Step 5: Track Referrals & Measure Success Of Your Referral Program
The last piece you’ll need to maximize your referral program is typical of most programs: measurement, and iteration. You should have a system in place to track:
- Overall number of employee referrals and number of referrals per employee
- Individual referrer activity (so you can thank and reward them)
- Opportunities to improve your referral program, e.g. does adding pre-formatted email referral templates increase the number of referrals?
You should regularly review your referral program to see what’s working and what’s not.
According to the Meritage report on tools used for employee referral programs, 50% of respondents used referral functionality in their Applicant Tracking System (ATS) and 14% used a third party referral solution. An ATS can help track referrals, create reports, and create a referral portal that employees can access to view their referral program rewards. For more information on Application Tracking Systems, take a look at this article.
Third party systems usually focus on mapping job openings to employee social networks, which makes it easy for employees to refer people they know. Some popular systems include Choozer, Good Job, Jobvite, TalentVine, Zao, and Zalp.

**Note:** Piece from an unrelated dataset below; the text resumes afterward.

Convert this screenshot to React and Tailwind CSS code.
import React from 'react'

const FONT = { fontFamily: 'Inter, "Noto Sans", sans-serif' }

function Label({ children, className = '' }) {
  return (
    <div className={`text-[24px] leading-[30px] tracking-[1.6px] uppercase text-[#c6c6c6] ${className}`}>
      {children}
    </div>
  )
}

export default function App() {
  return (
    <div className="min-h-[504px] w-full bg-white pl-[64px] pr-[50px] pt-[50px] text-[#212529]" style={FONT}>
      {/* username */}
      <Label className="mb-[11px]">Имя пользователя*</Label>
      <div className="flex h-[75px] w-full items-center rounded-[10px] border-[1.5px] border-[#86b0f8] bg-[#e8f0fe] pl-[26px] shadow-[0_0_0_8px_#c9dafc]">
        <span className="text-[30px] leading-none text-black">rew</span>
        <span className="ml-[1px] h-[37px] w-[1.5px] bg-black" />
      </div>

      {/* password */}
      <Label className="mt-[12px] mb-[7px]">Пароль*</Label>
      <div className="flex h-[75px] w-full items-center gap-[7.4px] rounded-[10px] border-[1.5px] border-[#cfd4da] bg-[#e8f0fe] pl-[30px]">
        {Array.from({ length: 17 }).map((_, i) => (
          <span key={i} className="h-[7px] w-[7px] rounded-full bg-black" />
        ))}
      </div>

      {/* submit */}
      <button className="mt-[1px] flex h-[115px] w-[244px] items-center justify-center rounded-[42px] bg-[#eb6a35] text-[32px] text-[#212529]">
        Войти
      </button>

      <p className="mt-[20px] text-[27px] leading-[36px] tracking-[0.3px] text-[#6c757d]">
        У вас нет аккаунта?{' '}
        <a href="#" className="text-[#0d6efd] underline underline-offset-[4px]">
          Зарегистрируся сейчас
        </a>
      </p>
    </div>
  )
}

In addition to using an ATS or third party referral tracking systems, you could also use your CRM or talent management software to track referrals.
Bottom Line: How to Generate More Employee Referrals
Since employee referrals are such huge part of a successful hiring program, it’s worth your time and money to make it as effective as possible.
If done properly you should get a number of benefits including:
- More candidates per opening for fewer dollars
- Higher quality candidate pool
- Candidates that have a better understanding and perception of the company coming in
- Candidates that are more likely to be successful
- Hires that stay longer and tend to be more satisfied.